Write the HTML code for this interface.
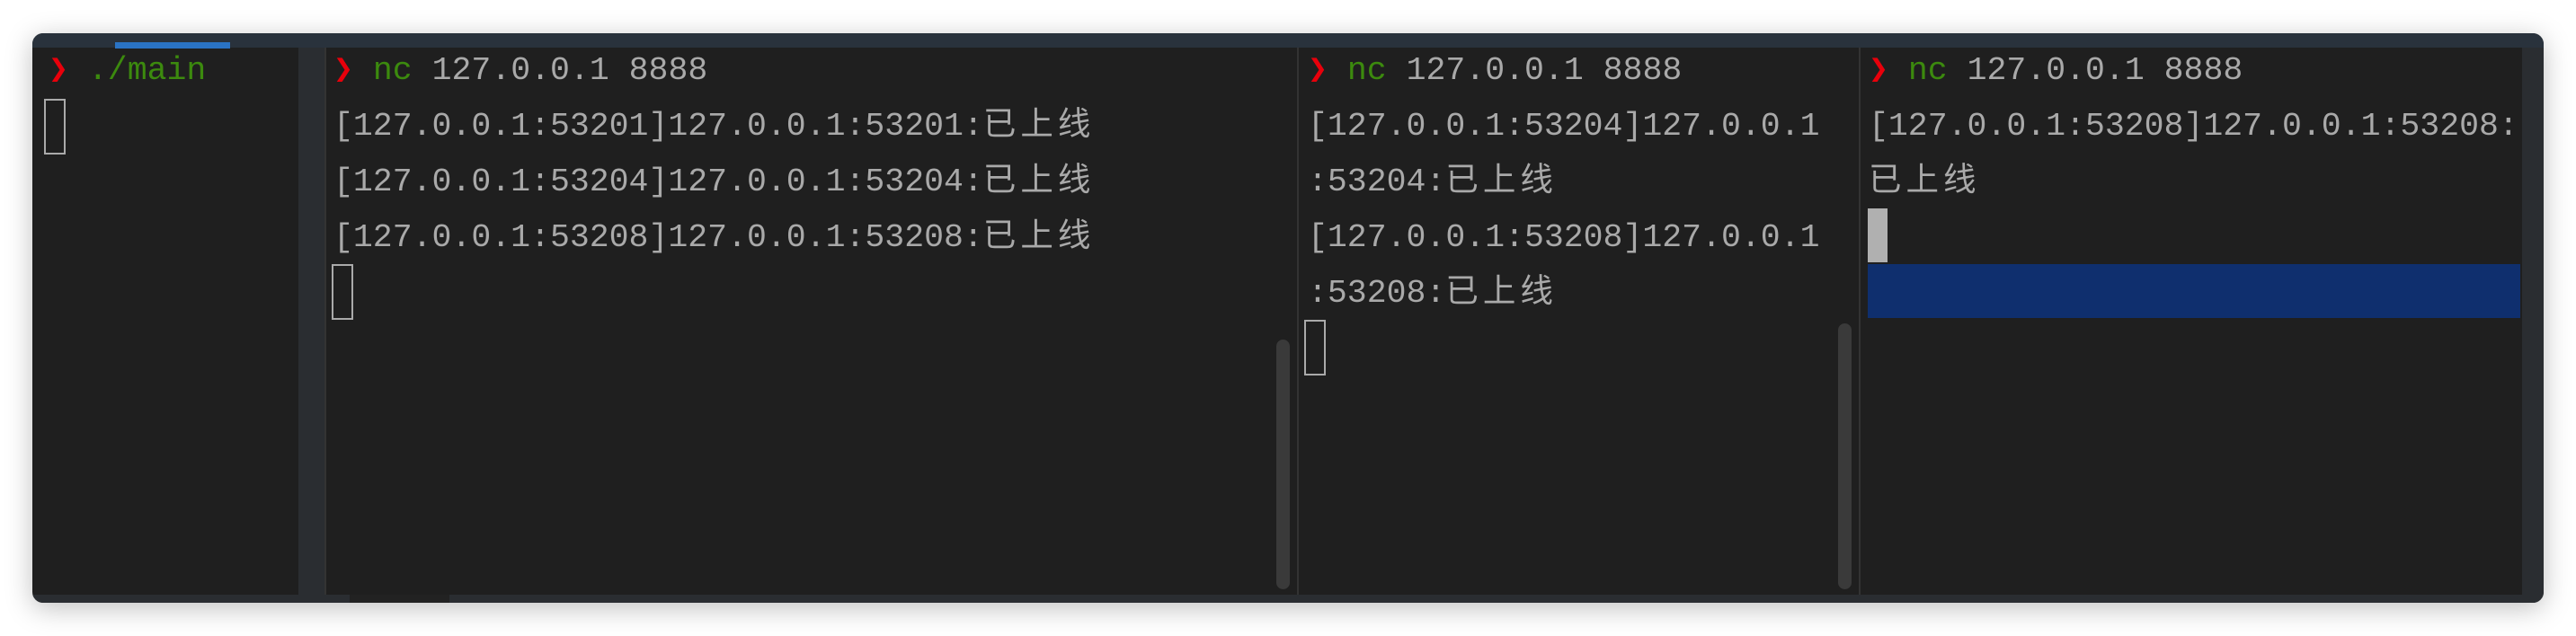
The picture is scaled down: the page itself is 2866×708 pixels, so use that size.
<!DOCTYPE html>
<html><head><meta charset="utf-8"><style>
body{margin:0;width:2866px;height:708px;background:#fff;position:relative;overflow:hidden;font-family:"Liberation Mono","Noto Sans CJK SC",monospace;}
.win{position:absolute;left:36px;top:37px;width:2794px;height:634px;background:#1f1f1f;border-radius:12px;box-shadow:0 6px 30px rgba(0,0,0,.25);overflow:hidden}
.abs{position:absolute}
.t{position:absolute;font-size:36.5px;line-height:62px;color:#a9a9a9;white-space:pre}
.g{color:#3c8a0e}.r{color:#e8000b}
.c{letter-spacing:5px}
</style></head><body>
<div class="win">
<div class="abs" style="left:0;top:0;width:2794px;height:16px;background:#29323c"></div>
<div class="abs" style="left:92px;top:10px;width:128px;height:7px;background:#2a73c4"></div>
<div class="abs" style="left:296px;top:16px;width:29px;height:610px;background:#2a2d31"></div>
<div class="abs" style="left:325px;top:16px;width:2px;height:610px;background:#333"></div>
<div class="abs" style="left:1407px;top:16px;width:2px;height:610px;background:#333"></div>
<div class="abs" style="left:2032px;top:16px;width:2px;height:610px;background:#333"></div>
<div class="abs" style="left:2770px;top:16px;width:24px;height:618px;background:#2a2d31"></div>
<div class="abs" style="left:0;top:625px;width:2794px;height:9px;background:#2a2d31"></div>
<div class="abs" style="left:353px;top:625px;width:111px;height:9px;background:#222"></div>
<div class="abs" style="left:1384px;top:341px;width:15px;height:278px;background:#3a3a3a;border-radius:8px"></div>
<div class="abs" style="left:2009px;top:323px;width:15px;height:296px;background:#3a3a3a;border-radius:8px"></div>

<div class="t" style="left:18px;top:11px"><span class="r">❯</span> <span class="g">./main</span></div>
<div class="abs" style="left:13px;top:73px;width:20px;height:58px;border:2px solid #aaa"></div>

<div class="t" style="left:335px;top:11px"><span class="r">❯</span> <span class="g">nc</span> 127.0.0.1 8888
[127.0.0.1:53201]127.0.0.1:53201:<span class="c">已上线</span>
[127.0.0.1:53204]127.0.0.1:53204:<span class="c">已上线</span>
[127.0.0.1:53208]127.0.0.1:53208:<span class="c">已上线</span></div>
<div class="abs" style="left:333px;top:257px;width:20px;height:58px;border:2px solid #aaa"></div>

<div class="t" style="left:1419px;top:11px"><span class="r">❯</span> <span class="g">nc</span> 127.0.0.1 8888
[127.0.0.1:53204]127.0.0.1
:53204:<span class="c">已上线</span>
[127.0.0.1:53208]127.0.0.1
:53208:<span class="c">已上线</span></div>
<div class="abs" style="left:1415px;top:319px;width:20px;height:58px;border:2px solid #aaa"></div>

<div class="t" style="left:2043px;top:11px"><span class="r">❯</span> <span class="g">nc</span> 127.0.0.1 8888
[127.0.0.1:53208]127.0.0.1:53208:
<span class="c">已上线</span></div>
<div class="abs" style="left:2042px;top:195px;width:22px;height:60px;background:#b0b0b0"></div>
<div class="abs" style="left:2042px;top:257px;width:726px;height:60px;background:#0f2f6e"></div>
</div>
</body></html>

————————

WHAT IS EXPECTED —
Quote each line of the listing exactly, but leave the pictures out.

SOLUTION —
Write the HTML code for this interface.
The picture is scaled down: the page itself is 2866×708 pixels, so use that size.
<!DOCTYPE html>
<html><head><meta charset="utf-8"><style>
body{margin:0;width:2866px;height:708px;background:#fff;position:relative;overflow:hidden;font-family:"Liberation Mono","Noto Sans CJK SC",monospace;}
.win{position:absolute;left:36px;top:37px;width:2794px;height:634px;background:#1f1f1f;border-radius:12px;box-shadow:0 6px 30px rgba(0,0,0,.25);overflow:hidden}
.abs{position:absolute}
.t{position:absolute;font-size:36.5px;line-height:62px;color:#a9a9a9;white-space:pre}
.g{color:#3c8a0e}.r{color:#e8000b}
.c{letter-spacing:5px}
</style></head><body>
<div class="win">
<div class="abs" style="left:0;top:0;width:2794px;height:16px;background:#29323c"></div>
<div class="abs" style="left:92px;top:10px;width:128px;height:7px;background:#2a73c4"></div>
<div class="abs" style="left:296px;top:16px;width:29px;height:610px;background:#2a2d31"></div>
<div class="abs" style="left:325px;top:16px;width:2px;height:610px;background:#333"></div>
<div class="abs" style="left:1407px;top:16px;width:2px;height:610px;background:#333"></div>
<div class="abs" style="left:2032px;top:16px;width:2px;height:610px;background:#333"></div>
<div class="abs" style="left:2770px;top:16px;width:24px;height:618px;background:#2a2d31"></div>
<div class="abs" style="left:0;top:625px;width:2794px;height:9px;background:#2a2d31"></div>
<div class="abs" style="left:353px;top:625px;width:111px;height:9px;background:#222"></div>
<div class="abs" style="left:1384px;top:341px;width:15px;height:278px;background:#3a3a3a;border-radius:8px"></div>
<div class="abs" style="left:2009px;top:323px;width:15px;height:296px;background:#3a3a3a;border-radius:8px"></div>

<div class="t" style="left:18px;top:11px"><span class="r">❯</span> <span class="g">./main</span></div>
<div class="abs" style="left:13px;top:73px;width:20px;height:58px;border:2px solid #aaa"></div>

<div class="t" style="left:335px;top:11px"><span class="r">❯</span> <span class="g">nc</span> 127.0.0.1 8888
[127.0.0.1:53201]127.0.0.1:53201:<span class="c">已上线</span>
[127.0.0.1:53204]127.0.0.1:53204:<span class="c">已上线</span>
[127.0.0.1:53208]127.0.0.1:53208:<span class="c">已上线</span></div>
<div class="abs" style="left:333px;top:257px;width:20px;height:58px;border:2px solid #aaa"></div>

<div class="t" style="left:1419px;top:11px"><span class="r">❯</span> <span class="g">nc</span> 127.0.0.1 8888
[127.0.0.1:53204]127.0.0.1
:53204:<span class="c">已上线</span>
[127.0.0.1:53208]127.0.0.1
:53208:<span class="c">已上线</span></div>
<div class="abs" style="left:1415px;top:319px;width:20px;height:58px;border:2px solid #aaa"></div>

<div class="t" style="left:2043px;top:11px"><span class="r">❯</span> <span class="g">nc</span> 127.0.0.1 8888
[127.0.0.1:53208]127.0.0.1:53208:
<span class="c">已上线</span></div>
<div class="abs" style="left:2042px;top:195px;width:22px;height:60px;background:#b0b0b0"></div>
<div class="abs" style="left:2042px;top:257px;width:726px;height:60px;background:#0f2f6e"></div>
</div>
</body></html>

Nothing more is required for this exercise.